[THE TASK]
Transcribe the listing in full, excluding any pictures.
<<<<
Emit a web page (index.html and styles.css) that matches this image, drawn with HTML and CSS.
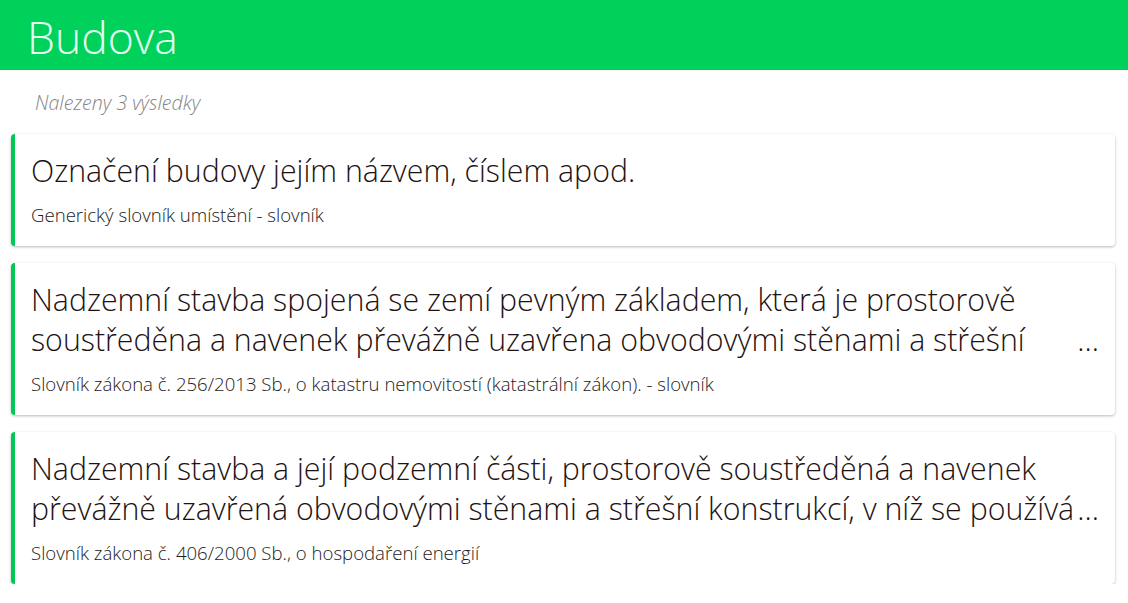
FILE: index.html
```html
<!DOCTYPE html>
<html lang="cs">
<head>
<meta charset="utf-8">
<title>Budova</title>
<link rel="stylesheet" href="styles.css">
</head>
<body>
<header class="topbar">
  <h1 class="topbar-title">Budova</h1>
</header>
<main class="results">
  <p class="results-count">Nalezeny 3 výsledky</p>
  <article class="card">
    <div class="card-title">Označení budovy jejím názvem, číslem apod.</div>
    <div class="card-source">Generický slovník umístění - slovník</div>
  </article>
  <article class="card">
    <div class="card-title clamp">Nadzemní stavba spojená se zemí pevným základem, která je prostorově soustředěna a navenek převážně uzavřena obvodovými stěnami a střešní konstrukcí<span class="more">...</span></div>
    <div class="card-source">Slovník zákona č. 256/2013 Sb., o katastru nemovitostí (katastrální zákon). - slovník</div>
  </article>
  <article class="card">
    <div class="card-title clamp">Nadzemní stavba a její podzemní části, prostorově soustředěná a navenek převážně uzavřená obvodovými stěnami a střešní konstrukcí, v níž se používá energie<span class="more">...</span></div>
    <div class="card-source">Slovník zákona č. 406/2000 Sb., o hospodaření energií</div>
  </article>
</main>
</body>
</html>
```
FILE: styles.css
```css
html, body {
  margin: 0;
  padding: 0;
  background: #ffffff;
  font-family: "Open Sans", "Noto Sans", sans-serif;
}

.topbar {
  background: #00d15b;
  height: 70px;
  display: flex;
  align-items: center;
  padding-left: 27px;
}

.topbar-title {
  margin: 0;
  font-weight: 300;
  font-size: 44.5px;
  color: #e2fff0;
  line-height: 1;
  position: relative;
  top: 2px;
}

.results {
  padding: 18px 13px 0 11px;
  display: flex;
  flex-direction: column;
  gap: 17px;
}

.results-count {
  margin: 4px 0 3px 24px;
  font-style: italic;
  font-weight: 300;
  font-size: 19.6px;
  color: #858585;
  line-height: 22px;
}

.card {
  background: #fff;
  border-left: 4px solid #00c853;
  border-radius: 4px;
  box-shadow: 0 1px 3px rgba(0, 0, 0, 0.28);
  padding: 17px 16px 19px 16px;
}

.card-title {
  font-size: 30.3px;
  font-weight: 300;
  line-height: 40px;
  color: #1e1212;
}

.card-title.clamp {
  position: relative;
  max-height: 80px;
  overflow: hidden;
  padding-right: 20px;
}

.more {
  position: absolute;
  right: 0;
  top: 40px;
  background: #fff;
  line-height: 40px;
}

.card-source {
  margin-top: 12px;
  font-size: 18.6px;
  font-weight: 300;
  line-height: 24px;
  color: #241a1a;
}
```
>>>>
[FINAL RESULT]
Emit a web page (index.html and styles.css) that matches this image, drawn with HTML and CSS.
FILE: index.html
```html
<!DOCTYPE html>
<html lang="cs">
<head>
<meta charset="utf-8">
<title>Budova</title>
<link rel="stylesheet" href="styles.css">
</head>
<body>
<header class="topbar">
  <h1 class="topbar-title">Budova</h1>
</header>
<main class="results">
  <p class="results-count">Nalezeny 3 výsledky</p>
  <article class="card">
    <div class="card-title">Označení budovy jejím názvem, číslem apod.</div>
    <div class="card-source">Generický slovník umístění - slovník</div>
  </article>
  <article class="card">
    <div class="card-title clamp">Nadzemní stavba spojená se zemí pevným základem, která je prostorově soustředěna a navenek převážně uzavřena obvodovými stěnami a střešní konstrukcí<span class="more">...</span></div>
    <div class="card-source">Slovník zákona č. 256/2013 Sb., o katastru nemovitostí (katastrální zákon). - slovník</div>
  </article>
  <article class="card">
    <div class="card-title clamp">Nadzemní stavba a její podzemní části, prostorově soustředěná a navenek převážně uzavřená obvodovými stěnami a střešní konstrukcí, v níž se používá energie<span class="more">...</span></div>
    <div class="card-source">Slovník zákona č. 406/2000 Sb., o hospodaření energií</div>
  </article>
</main>
</body>
</html>
```
FILE: styles.css
```css
html, body {
  margin: 0;
  padding: 0;
  background: #ffffff;
  font-family: "Open Sans", "Noto Sans", sans-serif;
}

.topbar {
  background: #00d15b;
  height: 70px;
  display: flex;
  align-items: center;
  padding-left: 27px;
}

.topbar-title {
  margin: 0;
  font-weight: 300;
  font-size: 44.5px;
  color: #e2fff0;
  line-height: 1;
  position: relative;
  top: 2px;
}

.results {
  padding: 18px 13px 0 11px;
  display: flex;
  flex-direction: column;
  gap: 17px;
}

.results-count {
  margin: 4px 0 3px 24px;
  font-style: italic;
  font-weight: 300;
  font-size: 19.6px;
  color: #858585;
  line-height: 22px;
}

.card {
  background: #fff;
  border-left: 4px solid #00c853;
  border-radius: 4px;
  box-shadow: 0 1px 3px rgba(0, 0, 0, 0.28);
  padding: 17px 16px 19px 16px;
}

.card-title {
  font-size: 30.3px;
  font-weight: 300;
  line-height: 40px;
  color: #1e1212;
}

.card-title.clamp {
  position: relative;
  max-height: 80px;
  overflow: hidden;
  padding-right: 20px;
}

.more {
  position: absolute;
  right: 0;
  top: 40px;
  background: #fff;
  line-height: 40px;
}

.card-source {
  margin-top: 12px;
  font-size: 18.6px;
  font-weight: 300;
  line-height: 24px;
  color: #241a1a;
}
```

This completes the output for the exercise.